Re: propagating vmgenid outward and upward

From: Michael S. Tsirkin
Date: Wed Mar 02 2022 - 11:29:20 EST


On Wed, Mar 02, 2022 at 04:36:49PM +0100, Jason A. Donenfeld wrote:
> Hi Michael,
>
> On Wed, Mar 02, 2022 at 10:20:25AM -0500, Michael S. Tsirkin wrote:
> > So writing some code:
> >
> > 1:
> > put plaintext in a buffer
> > put a key in a buffer
> > put the nonce for that encryption in a buffer
> >
> > if vm gen id != stored vm gen id
> > stored vm gen id = vm gen id
> > goto 1
> >
> > I think this is race free, but I don't see why does it matter whether we
> > read gen id atomically or not.
>
> Because that 16 byte read of vmgenid is not atomic. Let's say you read
> the first 8 bytes, and then the VM is forked. In the forked VM, the next
> 8 bytes are the same as last time, but the first 8 bytes, which you
> already read, have changed. In that case, your != becomes a ==, and the
> test fails.
>
> This is one of those fundamental things of "unique ID" vs "generation
> counter word".
>
> Anyway, per your request in your last email, I wrote some code for this,
> which may or may not be totally broken, and only works on 64-bit x86,
> which is really the best possible case in terms of performance.

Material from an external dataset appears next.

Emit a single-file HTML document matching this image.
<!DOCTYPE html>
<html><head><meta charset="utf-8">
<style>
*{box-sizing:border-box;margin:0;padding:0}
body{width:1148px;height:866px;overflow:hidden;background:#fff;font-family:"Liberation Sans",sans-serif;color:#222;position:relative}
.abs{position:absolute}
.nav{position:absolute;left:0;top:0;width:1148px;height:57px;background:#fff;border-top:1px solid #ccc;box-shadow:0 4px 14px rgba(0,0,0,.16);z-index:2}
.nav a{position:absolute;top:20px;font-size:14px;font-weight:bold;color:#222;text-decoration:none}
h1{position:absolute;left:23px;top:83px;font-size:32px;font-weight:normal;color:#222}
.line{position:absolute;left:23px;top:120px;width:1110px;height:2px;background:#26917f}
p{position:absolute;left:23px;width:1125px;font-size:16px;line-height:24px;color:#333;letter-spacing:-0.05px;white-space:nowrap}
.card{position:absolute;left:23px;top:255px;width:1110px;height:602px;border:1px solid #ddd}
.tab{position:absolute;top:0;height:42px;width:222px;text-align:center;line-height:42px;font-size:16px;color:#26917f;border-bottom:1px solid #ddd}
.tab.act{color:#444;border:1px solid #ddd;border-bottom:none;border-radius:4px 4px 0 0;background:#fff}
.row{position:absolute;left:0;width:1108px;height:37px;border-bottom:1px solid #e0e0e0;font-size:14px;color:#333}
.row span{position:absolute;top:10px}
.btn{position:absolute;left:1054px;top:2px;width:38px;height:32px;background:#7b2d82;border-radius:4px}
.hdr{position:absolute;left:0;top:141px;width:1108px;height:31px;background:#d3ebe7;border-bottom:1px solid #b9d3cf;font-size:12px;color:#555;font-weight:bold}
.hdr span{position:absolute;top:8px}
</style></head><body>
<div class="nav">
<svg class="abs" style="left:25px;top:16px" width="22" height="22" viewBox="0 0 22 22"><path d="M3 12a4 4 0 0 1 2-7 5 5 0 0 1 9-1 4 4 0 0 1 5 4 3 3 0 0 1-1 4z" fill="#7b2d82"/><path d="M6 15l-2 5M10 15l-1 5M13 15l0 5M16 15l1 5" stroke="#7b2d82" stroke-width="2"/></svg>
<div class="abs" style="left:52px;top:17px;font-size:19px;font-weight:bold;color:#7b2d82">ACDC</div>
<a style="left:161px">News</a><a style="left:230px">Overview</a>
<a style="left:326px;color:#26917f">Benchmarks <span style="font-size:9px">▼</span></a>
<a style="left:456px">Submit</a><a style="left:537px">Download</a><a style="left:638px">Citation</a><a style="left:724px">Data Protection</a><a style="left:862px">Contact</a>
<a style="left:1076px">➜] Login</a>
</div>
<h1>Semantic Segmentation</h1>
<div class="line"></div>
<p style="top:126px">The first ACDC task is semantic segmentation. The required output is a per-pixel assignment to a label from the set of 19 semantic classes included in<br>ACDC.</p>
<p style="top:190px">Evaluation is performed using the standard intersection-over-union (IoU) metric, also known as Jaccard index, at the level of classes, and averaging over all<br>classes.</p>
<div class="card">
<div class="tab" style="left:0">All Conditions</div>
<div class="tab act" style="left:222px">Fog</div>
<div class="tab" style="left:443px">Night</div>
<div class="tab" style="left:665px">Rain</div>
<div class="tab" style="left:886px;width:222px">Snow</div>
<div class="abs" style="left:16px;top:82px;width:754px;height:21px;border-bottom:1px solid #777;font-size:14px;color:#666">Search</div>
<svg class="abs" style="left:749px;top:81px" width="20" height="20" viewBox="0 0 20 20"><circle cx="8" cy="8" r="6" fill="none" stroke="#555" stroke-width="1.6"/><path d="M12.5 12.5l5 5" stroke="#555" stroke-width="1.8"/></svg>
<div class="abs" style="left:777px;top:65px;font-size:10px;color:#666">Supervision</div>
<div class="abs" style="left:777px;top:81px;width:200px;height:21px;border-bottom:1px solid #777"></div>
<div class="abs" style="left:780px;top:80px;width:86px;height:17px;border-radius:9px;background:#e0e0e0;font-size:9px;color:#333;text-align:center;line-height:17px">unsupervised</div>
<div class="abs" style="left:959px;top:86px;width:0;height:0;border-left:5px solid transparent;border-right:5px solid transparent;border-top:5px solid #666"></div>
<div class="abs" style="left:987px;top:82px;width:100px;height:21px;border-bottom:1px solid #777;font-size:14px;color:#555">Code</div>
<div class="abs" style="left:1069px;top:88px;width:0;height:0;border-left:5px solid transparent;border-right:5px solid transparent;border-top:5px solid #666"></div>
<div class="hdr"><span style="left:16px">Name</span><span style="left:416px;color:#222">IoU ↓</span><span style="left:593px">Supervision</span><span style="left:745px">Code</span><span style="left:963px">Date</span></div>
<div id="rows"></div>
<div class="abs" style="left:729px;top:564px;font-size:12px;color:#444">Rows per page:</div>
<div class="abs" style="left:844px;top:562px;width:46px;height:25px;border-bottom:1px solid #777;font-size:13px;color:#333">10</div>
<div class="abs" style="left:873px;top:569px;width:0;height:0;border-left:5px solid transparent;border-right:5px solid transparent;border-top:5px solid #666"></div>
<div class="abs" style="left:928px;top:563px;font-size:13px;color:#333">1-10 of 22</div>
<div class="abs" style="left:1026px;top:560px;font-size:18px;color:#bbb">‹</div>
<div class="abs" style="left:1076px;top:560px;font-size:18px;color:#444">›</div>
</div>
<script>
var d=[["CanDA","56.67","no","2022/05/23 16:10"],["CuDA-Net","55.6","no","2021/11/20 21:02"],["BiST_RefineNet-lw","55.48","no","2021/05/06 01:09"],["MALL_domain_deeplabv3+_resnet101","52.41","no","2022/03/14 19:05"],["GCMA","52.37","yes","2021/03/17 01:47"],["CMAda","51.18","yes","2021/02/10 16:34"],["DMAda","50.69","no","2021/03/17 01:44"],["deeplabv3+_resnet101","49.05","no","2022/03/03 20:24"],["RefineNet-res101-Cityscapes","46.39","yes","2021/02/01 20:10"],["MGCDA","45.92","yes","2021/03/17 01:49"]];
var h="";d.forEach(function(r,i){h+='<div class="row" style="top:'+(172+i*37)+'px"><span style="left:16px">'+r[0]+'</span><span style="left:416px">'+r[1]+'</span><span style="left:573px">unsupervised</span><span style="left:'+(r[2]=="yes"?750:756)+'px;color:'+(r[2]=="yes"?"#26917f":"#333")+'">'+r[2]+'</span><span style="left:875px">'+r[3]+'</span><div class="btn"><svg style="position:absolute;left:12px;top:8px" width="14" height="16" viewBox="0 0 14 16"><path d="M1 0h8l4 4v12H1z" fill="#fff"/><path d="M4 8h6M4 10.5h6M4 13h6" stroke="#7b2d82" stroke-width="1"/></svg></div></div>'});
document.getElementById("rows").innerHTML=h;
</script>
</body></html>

And even
> so, it's not great.
>
> Jason
>
> --------8<------------------------
>
> diff --git a/drivers/net/wireguard/noise.c b/drivers/net/wireguard/noise.c
> index 720952b92e78..250b8973007d 100644
> --- a/drivers/net/wireguard/noise.c
> +++ b/drivers/net/wireguard/noise.c
> @@ -106,6 +106,7 @@ static struct noise_keypair *keypair_create(struct wg_peer *peer)
> keypair->entry.type = INDEX_HASHTABLE_KEYPAIR;
> keypair->entry.peer = peer;
> kref_init(&keypair->refcount);
> + keypair->vmgenid = vmgenid_read_atomic();
> return keypair;
> }
>
> diff --git a/drivers/net/wireguard/noise.h b/drivers/net/wireguard/noise.h
> index c527253dba80..0add240a14a0 100644
> --- a/drivers/net/wireguard/noise.h
> +++ b/drivers/net/wireguard/noise.h
> @@ -27,10 +27,13 @@ struct noise_symmetric_key {
> bool is_valid;
> };
>
> +extern __uint128_t vmgenid_read_atomic(void);
> +
> struct noise_keypair {
> struct index_hashtable_entry entry;
> struct noise_symmetric_key sending;
> atomic64_t sending_counter;
> + __uint128_t vmgenid;
> struct noise_symmetric_key receiving;
> struct noise_replay_counter receiving_counter;
> __le32 remote_index;
> diff --git a/drivers/net/wireguard/send.c b/drivers/net/wireguard/send.c
> index 5368f7c35b4b..40d016be59e3 100644
> --- a/drivers/net/wireguard/send.c
> +++ b/drivers/net/wireguard/send.c
> @@ -381,6 +381,9 @@ void wg_packet_send_staged_packets(struct wg_peer *peer)
> goto out_invalid;
> }
>
> + if (keypair->vmgenid != vmgenid_read_atomic())
> + goto out_invalid;
> +
> packets.prev->next = NULL;
> wg_peer_get(keypair->entry.peer);
> PACKET_CB(packets.next)->keypair = keypair;

I don't think we care about an atomic read here. All data is in buffer
by this point, if it did not fork before that then we are ok, even
if it forks during the read.

We probably do need a memory barrier to make sure all writes complete
before the read of vmgenid, I'm not sure which kind - I think hypervisor
can be trusted to do a full CPU barrier on fork so probably just a
compiler barrier.

> diff --git a/drivers/virt/vmgenid.c b/drivers/virt/vmgenid.c
> index 0ae1a39f2e28..c122fae1d494 100644
> --- a/drivers/virt/vmgenid.c
> +++ b/drivers/virt/vmgenid.c
> @@ -21,6 +21,21 @@ struct vmgenid_state {
> u8 this_id[VMGENID_SIZE];
> };
>
> +static __uint128_t *val;
> +
> +__uint128_t vmgenid_read_atomic(void)
> +{
> + __uint128_t ret = 0;
> + if (!val)
> + return 0;
> + asm volatile("lock cmpxchg16b %1"
> + : "+A"(ret)
> + : "m"(*val), "b"(0), "c"(0)
> + : "cc");
> + return ret;
> +}
> +EXPORT_SYMBOL(vmgenid_read_atomic);
> +
> static int vmgenid_add(struct acpi_device *device)
> {
> struct acpi_buffer parsed = { ACPI_ALLOCATE_BUFFER };
> @@ -50,6 +65,7 @@ static int vmgenid_add(struct acpi_device *device)
> phys_addr = (obj->package.elements[0].integer.value << 0) |
> (obj->package.elements[1].integer.value << 32);
> state->next_id = devm_memremap(&device->dev, phys_addr, VMGENID_SIZE, MEMREMAP_WB);
> + val = (__uint128_t *)state->next_id;
> if (IS_ERR(state->next_id)) {
> ret = PTR_ERR(state->next_id);
> goto out;